The U.S. Senate blocked an effort Friday to establish a probe into the Jan. 6 riots, marking the first successful legislative filibuster this session.
By a 54-35 vote, the Senate blocked an effort to open debate on the bill. According to reports, Democrats are now considering opening their own probe into the attacks.
“Democrats worked across the aisle, agreeing to everything that Republicans asked for,” House Speaker Nancy Pelosi said after the vote. “We did this in the interest of achieving a bipartisan commission. In not taking yes for an answer, Republicans clearly put their election concerns above the security of the Congress and country.”
Six Republican senators voted in favor of advancing the bill: Mitt Romney (Utah), Susan Collins (Maine); Bill Cassidy (Louisiana); Rob Portman (Ohio); Lisa Murkowski (Alaska); and Ben Sasse (Nebraska). At least 10 Senate Republicans were needed to join all Democrats to advance the bill. Nine GOP senators did not cast votes on the move: Marsha Blackburn (Tennessee); Roy Blunt (Missouri); Mike Braun (Indiana); Richard Burr (North Carolina); Jim Inhofe (Oklahoma); Mike Rounds (South Dakota); James Risch (Idaho); Richard Shelby (Alabama); and Pat Toomey (Pennsylvania).
In a letter to other Senators, Majority Leader Chuck Schumer said :Senate Republicans, at the personal request of Leader McConnell, also continue their brazen attempts to whitewash the attack of January 6th by filibustering the House-passed bipartisan January 6th Commission, even though Speaker Pelosi and I agreed to changes proposed by Senator Collins.”

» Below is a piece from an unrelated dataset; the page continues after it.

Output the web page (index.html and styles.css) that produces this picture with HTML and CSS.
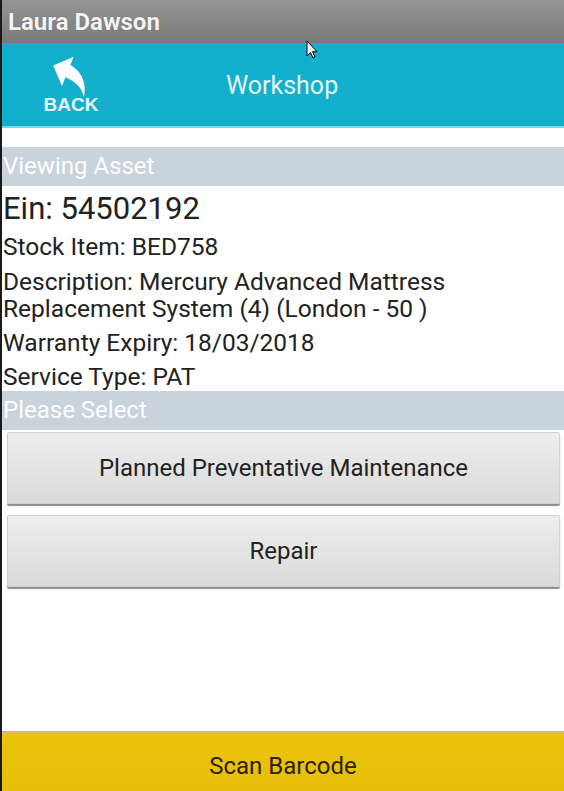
FILE: index.html
```html
<!DOCTYPE html>
<html lang="en">
<head>
	<meta charset="UTF-8">
	<meta name="viewport" content="width=device-width, initial-scale=1.0">
	<title>Workshop</title>
	<link rel="stylesheet" href="styles.css">
</head>
<body>
	<div class="screen">
		<div class="titlebar">Laura Dawson</div>

		<div class="toolbar">
			<div class="back">
				<svg class="back__icon" viewBox="0 0 24 24" width="54" height="54">
					<path d="M10 9V5l-7 7 7 7v-4.1c5 0 8.5 1.6 11 5.1-1-5-4-10-11-11z" fill="#fff"/>
				</svg>
				<span class="back__label">BACK</span>
			</div>
			<div class="toolbar__title">Workshop</div>
		</div>

		<div class="section">Viewing Asset</div>
		<div class="asset">
			<p class="asset__ein">Ein: 54502192</p>
			<p>Stock Item: BED758</p>
			<p class="asset__desc">Description: Mercury Advanced Mattress Replacement System (4) (London - 50 )</p>
			<p>Warranty Expiry: 18/03/2018</p>
			<p>Service Type: PAT</p>
		</div>

		<div class="section">Please Select</div>
		<div class="options">
			<button class="option">Planned Preventative Maintenance</button>
			<button class="option">Repair</button>
		</div>

		<div class="spacer"></div>
		<button class="scan">Scan Barcode</button>

		<svg class="cursor" viewBox="0 0 12 19" width="12" height="19">
			<path d="M1 1v15l3.5-3.5 2.5 5.5 2-1-2.5-5.3H11z" fill="#fff" stroke="#000" stroke-width="1"/>
		</svg>
	</div>
</body>
</html>
```

FILE: styles.css
```css
* {
	box-sizing: border-box;
}
html, body {
	margin: 0;
	padding: 0;
	height: 100%;
}
body {
	font-family: Roboto, "Liberation Sans", sans-serif;
	background: #fff;
	color: #222;
}
.screen {
	position: relative;
	display: flex;
	flex-direction: column;
	height: 791px;
	border-left: 2px solid #1a1a1a;
}
.titlebar {
	height: 43px;
	padding-left: 6px;
	display: flex;
	align-items: center;
	background: linear-gradient(#959595, #7a7a7a);
	color: #f4f4f4;
	font-size: 24px;
	font-weight: bold;
	text-shadow: 0 0 1px rgba(0, 0, 0, 0.4);
}
.toolbar {
	height: 85px;
	display: flex;
	align-items: center;
	background: #12b0cd;
	border-bottom: 2px solid #7fd6e6;
}
.back {
	width: 140px;
	display: flex;
	flex-direction: column;
	align-items: center;
	padding-top: 0;
}
.back__icon {
	transform: rotate(22deg);
	margin-left: 0;
	margin-top: -8px;
}
.back__label {
	color: #e6f7fa;
	font-family: "Liberation Sans", Arial, sans-serif;
	font-weight: bold;
	font-size: 19px;
	margin-top: -6px;
	margin-left: -2px;
}
.toolbar__title {
	margin-left: 84px;
	color: #e2f6fa;
	font-size: 25px;
	padding-top: 2px;
}
.section {
	height: 39px;
	line-height: 38px;
	background: #c9d3dc;
	color: #fdfdfd;
	font-size: 24px;
	padding-left: 1px;
}
.toolbar + .section {
	margin-top: 19px;
}
.asset {
	display: flex;
	flex-direction: column;
	gap: 7px;
	padding: 5px 0 1px 1px;
}
.asset p {
	margin: 0;
	font-size: 24.5px;
	line-height: 27px;
	color: #222;
}
.asset .asset__ein {
	font-size: 31px;
	line-height: 36px;
	margin-bottom: -1px;
}
.asset .asset__desc {
	margin-top: 1px;
}
.options {
	display: flex;
	flex-direction: column;
	gap: 11px;
	padding: 2px 4px 0 5px;
}
.option {
	height: 72px;
	font-family: inherit;
	font-size: 24px;
	color: #222;
	background: linear-gradient(#eeeeee, #e2e2e2 60%, #dadada);
	border: 1px solid #d2d2d2;
	border-radius: 2px;
	box-shadow: 0 2px 1px #8d8d8d;
}
.spacer {
	flex: 1;
}
.scan {
	height: 60px;
	font-family: inherit;
	font-size: 24px;
	color: #2b2300;
	background: linear-gradient(#ebc30b, #e8be0a);
	border: none;
	border-top: 2px solid #d9bd5a;
	padding-top: 8px;
}
.cursor {
	position: absolute;
	left: 304px;
	top: 40px;
}
```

Broad Republican opposition was expected, even as the family of a Capitol Police officer who collapsed and died after the siege and other officers who battled rioters went office to office asking GOP senators to support the commission. The insurrection was the worst attack on the Capitol in 200 years and interrupted the certification of Democrat Joe Biden’s win over Trump.

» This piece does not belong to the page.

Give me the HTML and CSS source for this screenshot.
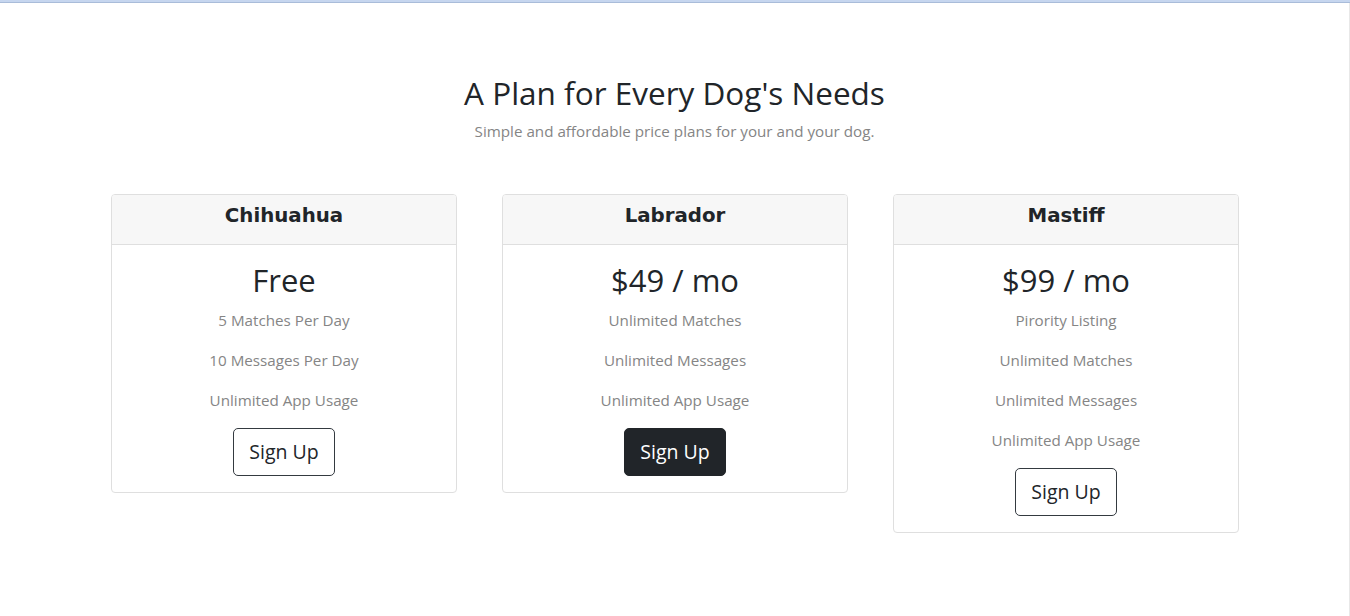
FILE: index.html
```html
<!DOCTYPE html>
<html lang="en">
<head>
<meta charset="utf-8">
<title>Pricing</title>
<link rel="stylesheet" href="styles.css">
</head>
<body>
<div class="topbar"></div>
<div class="page">
  <section class="pricing">
    <h2 class="title">A Plan for Every Dog's Needs</h2>
    <p class="subtitle">Simple and affordable price plans for your and your dog.</p>
    <div class="cards">
      <div class="card">
        <div class="card-header"><h3>Chihuahua</h3></div>
        <div class="card-body">
          <h2 class="price">Free</h2>
          <p class="feature">5 Matches Per Day</p>
          <p class="feature">10 Messages Per Day</p>
          <p class="feature">Unlimited App Usage</p>
          <button class="btn btn-outline">Sign Up</button>
        </div>
      </div>
      <div class="card">
        <div class="card-header"><h3>Labrador</h3></div>
        <div class="card-body">
          <h2 class="price">$49 / mo</h2>
          <p class="feature">Unlimited Matches</p>
          <p class="feature">Unlimited Messages</p>
          <p class="feature">Unlimited App Usage</p>
          <button class="btn btn-dark">Sign Up</button>
        </div>
      </div>
      <div class="card">
        <div class="card-header"><h3>Mastiff</h3></div>
        <div class="card-body">
          <h2 class="price">$99 / mo</h2>
          <p class="feature">Pirority Listing</p>
          <p class="feature">Unlimited Matches</p>
          <p class="feature">Unlimited Messages</p>
          <p class="feature">Unlimited App Usage</p>
          <button class="btn btn-outline">Sign Up</button>
        </div>
      </div>
    </div>
  </section>
</div>
</body>
</html>
```
FILE: styles.css
```css
* {
  box-sizing: border-box;
}

html, body {
  margin: 0;
  padding: 0;
  background: #ffffff;
}

body {
  font-family: "Open Sans", "Noto Sans", sans-serif;
  color: #212529;
  width: 1350px;
  height: 616px;
  overflow: hidden;
}

.topbar {
  height: 3px;
  background: #c6d6ef;
  border-bottom: 1px solid #a9bcd9;
}

.page {
  width: 1350px;
  height: 613px;
  border-right: 1px solid #e8e8e8;
}

.pricing {
  padding-top: 71px;
  text-align: center;
}

.title {
  margin: 0;
  font-size: 31.5px;
  line-height: 38px;
  font-weight: 500;
  color: #212529;
}

.subtitle {
  margin: 7px 0 0;
  font-size: 15.2px;
  line-height: 24px;
  color: #858585;
}

.cards {
  display: flex;
  align-items: flex-start;
  gap: 45px;
  padding: 0 110px 0 111px;
  margin-top: 51px;
}

.card {
  flex: 0 0 346px;
  border: 1px solid #dfdfdf;
  border-radius: 4px;
  overflow: hidden;
  background: #fff;
}

.card-header {
  background: #f7f7f7;
  border-bottom: 1px solid #dfdfdf;
  padding: 9px 0 16px;
}

.card-header h3 {
  margin: 0;
  font-family: "DejaVu Sans", "Noto Sans", sans-serif;
  font-weight: 700;
  font-size: 19.8px;
  line-height: 24px;
  color: #212529;
}

.card-body {
  padding: 16px 20px 16px;
  display: flex;
  flex-direction: column;
  align-items: center;
}

.price {
  margin: 0 0 9px;
  font-size: 31px;
  line-height: 38px;
  font-weight: 500;
  color: #212529;
}

.feature {
  margin: 0 0 16px;
  font-size: 15.2px;
  line-height: 24px;
  color: #858585;
}

.btn {
  font-family: "Open Sans", "Noto Sans", sans-serif;
  font-size: 19.5px;
  line-height: 30px;
  height: 48px;
  padding: 8px 15px;
  border-radius: 5px;
  border: 1px solid #343a40;
  cursor: pointer;
}

.btn-outline {
  background: #fff;
  color: #212529;
}

.btn-dark {
  background: #212529;
  border-color: #212529;
  color: #fff;
}
```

A vote on the procedural motion was bumped to Friday after delays on an unrelated bill to boost scientific research and development pushed back the schedule.
Though the Jan. 6 commission bill passed the House earlier this month with the support of almost three dozen Republicans, GOP senators said they believe the commission would eventually be used against them politically. And former President Trump, who still has a firm hold on the party, has called it a “Democrat trap.”
While initially saying he was open to the idea of the commission, which would be modeled after an investigation of the 9/11 terrorist attacks, Senate Republican leader Mitch McConnell turned firmly against it in recent days. He has said he believes the panel’s investigation would be partisan despite the even split among party members.
McConnell, who once said Trump was responsible for provoking the mob attack on the Capitol, said of Democrats, “They’d like to continue to litigate the former president, into the future.”
Still, a handful of Republicans — if not enough to save it — were expected to vote to move forward with the bill. Alaska Sen. Lisa Murkowski has said she will support the legislation because she needs to know more about what happened that day and why.
“Truth is hard stuff, but we’ve got a responsibility to it,” she told reporters Thursday evening. “We just can’t pretend that nothing bad happened, or that people just got too excitable. Something bad happened. And it’s important to lay that out.”
Of her colleagues opposing the commission, Murkowski said some are concerned that “we don’t want to rock the boat.”
The Republican opposition to the bipartisan panel has revived Democratic pressure to do away with the filibuster, a time-honored Senate tradition that requires a vote by 60 of the 100 senators to cut off debate and advance a bill. With the Senate evenly split 50-50, Democrats need support of 10 Republicans to move to the commission bill, sparking fresh debate over whether the time has come to change the rules and lower the threshold to 51 votes to take up legislation.
The Republicans’ political arguments over the violent siege — which is still raw for many in the Capitol, almost five months later — have frustrated not only Democrats but also those who fought off the rioters.
“We have a mob overtake the Capitol, and we can’t get the Republicans to join us in making historic record of that event? That is sad,” said Sen. Dick Durbin of Illinois, the No. 2 Senate Democrat. “That tells you what’s wrong with the Senate and what’s wrong with the filibuster.”
Many Democrats are warning that if Republicans are willing to use the filibuster to stop an arguably popular measure, it shows the limits of trying to broker compromises, particularly on bills related to election reforms or other aspects of the Democrats’ agenda.
For now, though, Democrats don’t have the votes to change the rule. West Virginia Sen. Joe Manchin and Arizona Sen. Kyrsten Sinema, both moderate Democrats, have said they want to preserve the filibuster.
Biden, asked about the commission at a stop in Cleveland, said Thursday, “I can’t imagine anyone voting against” it.
Republican Texas Sen. John Cornyn, who once supported the idea of the commission, said he now believes Democrats are trying to use it as a political tool.
“I don’t think this is the only way to get to the bottom of what happened,” Cornyn said, noting that Senate committees are also looking at the siege.
The Associated Press contributed to this report.